One of my targeted Instagram ads for a while has been ‘Books That Matter’, a monthly feminist book subscription service that sends out a book and a selection of gifts all created by women. The founder and director of Books That Matter, Molly Masters, was inspired to start the business while in her second year of studying English Literature. She realised that her curriculums up until that point had been dominated by men. She was finally discovering a whole new world of literature that she had never been introduced to before, literature written by women. BTM was the first female-owned start-up to win Start Up Sussex and after one year of trading was the UK’s Female Start-Up of The Year. Having now been featured in Forbes, Stylist, and many more, Molly’s dedication to feminist literature in the form of this box highlights our need for reform in our early reading curriculums in schools and is a wonderful way to support female creatives. I had been tempted by it for a long time and after researching it I finally gave in, purchasing myself three months’ worth of boxes. This would include 3 different books and multiple gifts, I have since received the June Box and the July box.
Past themes and books include:
- April 2020: ‘Phenomenal Women’- Beloved by Toni Morrison
- March 2020: ‘Banned Books’- The Colour Purple by Alice Walker
- December 2019: ‘Season of Sister’- She is Fierce by Ana Sampson
- May 2019: ‘Feminist Dystopia’ The Water Cure by Sophie Mackintosh
The first package I received in June was themed around the 25th anniversary of ‘The Woman’s Prize’ for fiction. In 1991, the Booker Prize Shortlist comprised of only male writers despite more novels that year being published by women, The Woman’s Prize was then started a year later.

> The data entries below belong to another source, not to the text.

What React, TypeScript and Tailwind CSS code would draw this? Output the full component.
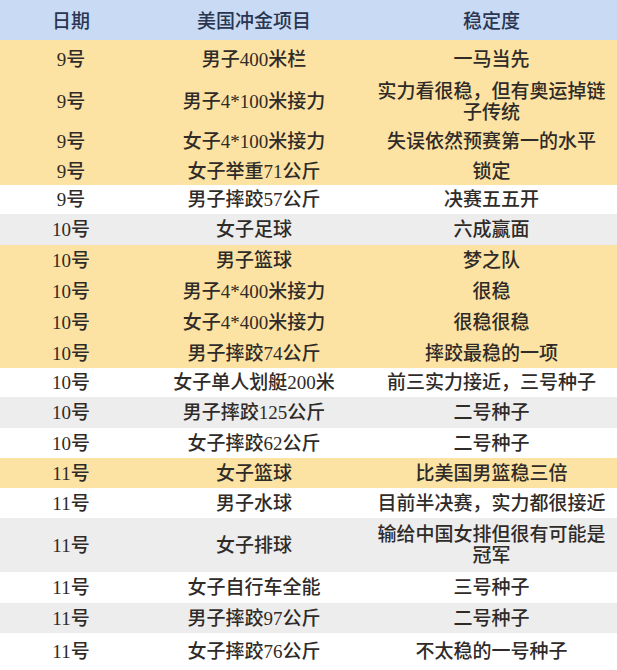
import React from "react";

type Row = { d: string; e: string; s: string; bg: string; h: string };

const Y = "bg-[#fde3a3]";
const W = "bg-white";
const G = "bg-[#ededed]";

const rows: Row[] = [
  { d: "9号", e: "男子400米栏", s: "一马当先", bg: Y, h: "h-[38px]" },
  { d: "9号", e: "男子4*100米接力", s: "实力看很稳，但有奥运掉链子传统", bg: Y, h: "h-[47px]" },
  { d: "9号", e: "女子4*100米接力", s: "失误依然预赛第一的水平", bg: Y, h: "h-[33px]" },
  { d: "9号", e: "女子举重71公斤", s: "锁定", bg: Y, h: "h-[27px]" },
  { d: "9号", e: "男子摔跤57公斤", s: "决赛五五开", bg: W, h: "h-[29px]" },
  { d: "10号", e: "女子足球", s: "六成赢面", bg: G, h: "h-[31px]" },
  { d: "10号", e: "男子篮球", s: "梦之队", bg: Y, h: "h-[31px]" },
  { d: "10号", e: "男子4*400米接力", s: "很稳", bg: Y, h: "h-[31px]" },
  { d: "10号", e: "女子4*400米接力", s: "很稳很稳", bg: Y, h: "h-[31px]" },
  { d: "10号", e: "男子摔跤74公斤", s: "摔跤最稳的一项", bg: Y, h: "h-[30px]" },
  { d: "10号", e: "女子单人划艇200米", s: "前三实力接近，三号种子", bg: W, h: "h-[29px]" },
  { d: "10号", e: "男子摔跤125公斤", s: "二号种子", bg: G, h: "h-[31px]" },
  { d: "10号", e: "女子摔跤62公斤", s: "二号种子", bg: W, h: "h-[30px]" },
  { d: "11号", e: "女子篮球", s: "比美国男篮稳三倍", bg: Y, h: "h-[30px]" },
  { d: "11号", e: "男子水球", s: "目前半决赛，实力都很接近", bg: W, h: "h-[30px]" },
  { d: "11号", e: "女子排球", s: "输给中国女排但很有可能是冠军", bg: G, h: "h-[54px]" },
  { d: "11号", e: "女子自行车全能", s: "三号种子", bg: W, h: "h-[31px]" },
  { d: "11号", e: "男子摔跤97公斤", s: "二号种子", bg: G, h: "h-[30px]" },
  { d: "11号", e: "女子摔跤76公斤", s: "不太稳的一号种子", bg: W, h: "h-[37px]" },
];

export default function App() {
  return (
    <div
      className="w-[617px] h-[670px] overflow-hidden bg-white text-[#2f2b28] text-[19px] font-medium"
      style={{ fontFamily: '"Liberation Serif", "Noto Sans CJK SC", serif' }}
    >
      <div className="grid grid-cols-[142px_224px_251px] h-[40px] bg-[#c9daf5] text-[#2a3650] items-center text-center leading-[21px] pt-[2px]">
        <div>日期</div>
        <div>美国冲金项目</div>
        <div className="px-[7px]">稳定度</div>
      </div>
      {rows.map((r, i) => (
        <div
          key={i}
          className={`grid grid-cols-[142px_224px_251px] items-center text-center leading-[21px] ${r.bg} ${r.h}`}
        >
          <div>{r.d}</div>
          <div>{r.e}</div>
          <div className="px-[7px]">{r.s}</div>
        </div>
      ))}
    </div>
  );
}
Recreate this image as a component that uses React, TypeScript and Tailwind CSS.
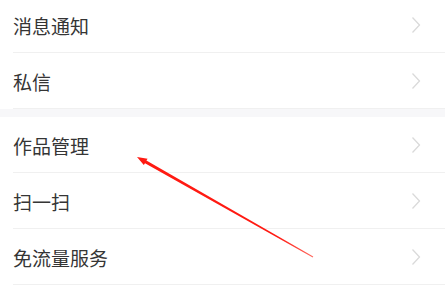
const groups = [['消息通知', '私信'], ['作品管理', '扫一扫', '免流量服务']]

function Row({ label }: { label: string }) {
  return (
    <div className="h-[56px] flex items-center justify-between pl-[13px] pr-[24px] relative">
      <span className="text-[19px] text-[#353535] leading-none">{label}</span>
      <svg width="10" height="18" viewBox="0 0 10 18" className="text-[#dadada]">
        <path d="M1.5 1.5 L8.5 9 L1.5 16.5" fill="none" stroke="currentColor" strokeWidth="1.3" />
      </svg>
      <div className="absolute left-[13px] right-0 bottom-0 h-px bg-[#f0f0f0]" />
    </div>
  )
}

export default function App() {
  return (
    <div
      className="relative w-[445px] h-[295px] overflow-hidden bg-white"
      style={{ fontFamily: '"Noto Sans CJK SC", "Noto Sans", sans-serif' }}
    >
      <div className="-mt-[3px]">
        {groups[0].map((l) => (
          <Row key={l} label={l} />
        ))}
      </div>
      <div className="h-[8px] bg-[#f7f7f9]" />
      <div>
        {groups[1].map((l) => (
          <Row key={l} label={l} />
        ))}
      </div>

      {/* annotation arrow */}
      <svg className="absolute inset-0 pointer-events-none" width="445" height="295">
        <defs>
          <linearGradient id="fade" x1="137" y1="157" x2="313" y2="257" gradientUnits="userSpaceOnUse">
            <stop offset="0" stopColor="#ff1a12" />
            <stop offset="0.8" stopColor="#ff1a12" />
            <stop offset="1" stopColor="#ff6a60" />
          </linearGradient>
        </defs>
        <polygon
          fill="url(#fade)"
          points="137,157 147.6,158.7 146.4,160.6 313.25,256.6 312.75,257.4 145,163.2 143.8,165.1"
        />
      </svg>
    </div>
  )
}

It is now a yearly prize with authors such as Zadie Smith, Andrea Levy, Helen Dunmore and more having won the prize in the past. I received the first box right on time and in wonderful condition. The box (pictured below) opened easily and all the items inside were wrapped in tissue paper. Already it was clear that time and planning had gone into the packaging. The book that was sent in the package was Tayari Jones’ An American Marriage, the 2019 winner of the women’s prize. An American Marriage is about newlyweds Celestial and Roy who are torn apart by circumstances that neither of them could have ever imagined. The chair of judges for the women’s price 2019 Professor Kate Williams said the novel ‘This is an exquisitely intimate portrait of a marriage shattered by racial injustices’.
Alongside the book was a selection of gifts designed by female designers and made by independent female-run companies. The first gift was a tote bag with all the names of the past prize winners designed by Emma Lemon. A reading log in which you can track and review all the books you read. The final gift was a keyring from the brand ‘Flamingo Candles’ with a quote from Ali Smith,
‘Books Mean All Possibilities They Mean Everything.’
The theme for the July box was ‘Liberté, Egalité, Sororité’, focusing on intersectionality within feminism and the importance of sisterhood. The book that came in the box was Three Women by Lisa Taddeo, a book that fits incredibly well with the theme. Taddeo’s non-fiction novel tells the stories of three women, exploring themes such as female desires, needs, relationships, and obsession. The box also included two minimalist art prints by the brand Milk and Moon depicting the beauty of the female form.
There was also another print made by Florence Given to promote her new book Women Don’t Owe You Pretty, the stunning print is titled ‘Check Your Privilege’. There was also a pamper box with samples of products by the ethical brand UpCircle. The brand is completely vegan and homemade in the UK as well as being cruelty-free, repurposed, and sustainable. The final gifts were a pop socket, a holder for the back of a phone designed by Yvie at Yoco Studio. Once again the box came on time, beautifully wrapped and clearly well thought out. I sadly already own the book that was sent, this is one of the downsides of the surprise book aspect. On the upside, I have a book that I can gift to one of my book-loving friends.
I paid £45 for three months’ worth of packages, making each box £15. I think that the boxes are definitely good value for money. The books included were all full-length novels and the items were of good quality and useful, no tat that would just get chucked into a drawer. Each item had a purpose, a message, and clear use. Also knowing that the items were all designed by women-owned businesses and picked by a women-owned business for the box makes them all the better. Both boxes also had booklets with information on the theme and the companies who made the gifts and interviews with the authors. The team clearly put a lot of thought into the themes they are choosing each month and then research the topic immensely. They support many small female-run businesses as well as female authors. By purchasing the box you are not only supporting the Books That Matter you are also supporting all the female creatives whose products have been featured, are being featured, and are opening opportunities for more women to be featured in the future.